Rescue operations in the state have now been limited to Davidson and Cheatham counties. Both areas continue to deal with the high waters of the Cumberland River. Near Ashland City, search parties are taking to the water in boats making sure everyone’s accounted for.
WPLN’s Blake Farmer reports.
On Wednesday, helicopters zipped back and forth over city hall.
REPORTER: “Who is this right here?“
MAYS: “That’s a chopper going to make a drop at the nursing home.”
Doris Mays watches as Blackhawks from the Tennessee National Guard transport bottled water and MRE’s – meals ready to eat – to residents still hemmed in by the Cumberland River. Mays is the assistant director of emergency management in Cheatham County.
The flooding caused 20 fatalities across the state, but none have been confirmed here, even though the area was one of the hardest hit. Mays says that may be because the search has just begun.
MAYS: “The water still hasn’t gone down enough to get into some of the houses. So yeah, they’re out looking, marking homes, things of that nature.”
Not everyone on the water is doing search and rescue.
KAREN THORNTON: “You want to push it out a little, Randy?”
In this flat-bottomed fishing boat – borrowed from a family member – it still takes Karen and Randy Thornton a five-minute cruise to get to their log home.
RANDY THORNTON: “You won’t see the river this big in your lifetime again.”
Randy Thornton, a recently unemployed electrician, says he built this house well above the 100 year flood plain, as he trolls through the tops of trees that were in his back yard. The Thornton’s house is still standing, and the water has gone down about four feet from a high-water mark on the side of the house.
Inside, everything is mud-coated – the kitchen cabinets, the couches and the carpet.
Karen Thornton shuffles down the short hallway to the two downstairs bedrooms. One is decorated in red, white and blue. She looks in and lowers her voice.
KAREN THORNTON: “This was going to be my son’s room. I have all his stuff in here. This was sitting in here on the floor, water up to here in the closet.”

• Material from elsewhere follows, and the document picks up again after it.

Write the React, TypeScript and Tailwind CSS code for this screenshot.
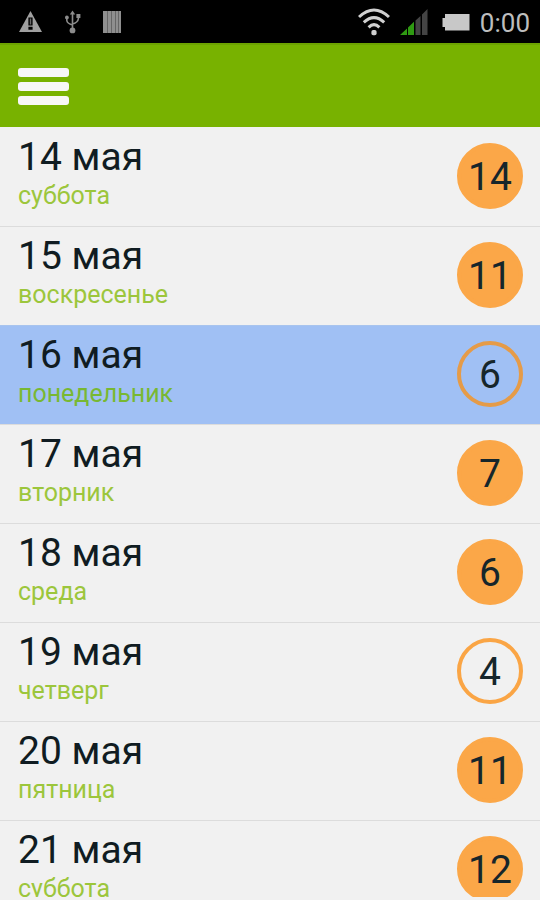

Thornton cracks open a wooden chest with her son’s knife collection and odds and ends from his life. He helped build this house, but he never lived in it. The teenager died in a car accident eight years ago. His still-grieving mother pulls out a photo and looks away.
KAREN THORNTON: “That was him and his dog.”
Thornton says she sometimes sleeps in this room. She won’t again anytime soon. Aside from the mud and water, the floors are buckled throughout the house and it’s unclear what a weekend in the rushing Cumberland did to the foundation.
Out on the front porch, which now looks more like a boat dock, Randy Thornton grabs a fishing pole and props his bare feet on the railing.
RANDY THORNTON: “I can fish off my front porch, can you.”
You’ve got to have a sense of humor, he says. And that’s how many people feel – even Dan Reigle.
REPORTER: “Is that all your lumber that’s sitting outside?”
REIGLE: “Floating around, yeah.”
Stacks of lumber and drywall that Reigle and his employees at Midway Supply Company couldn’t move to higher ground are now floating away in the Cumberland River.
Reigle says business was already slow. Before the flooding, he laid off nearly half his employees. But he says he’s making a go of it.
REIGLE: “When the waters stopped coming up and started going down, you can go home and cry or you can say, ok, I’ve got to make a plan and see if we can fix it. That’s what we’re doing.”
In a county with so much destruction, it’s hard to have a pity party, he says, even over half-a-million dollars in lost inventory.
REIGLE: “We’ve got post office flooded. The Corps of Engineers building is flooded. We’ve got a school flooded. 1,200 people living in a school in Kingston, and I see people driving by saying ‘are you ok?’ and I’m like ‘yeah,’ and they lost their house. You can’t feel sorry for yourself right here.”
One example of making the best of a bad situation – Reigle’s foreman has been corralling floating 2x4s with his boat and a rope in hopes the boards will sink inside the lumber yard when the river eventually recedes.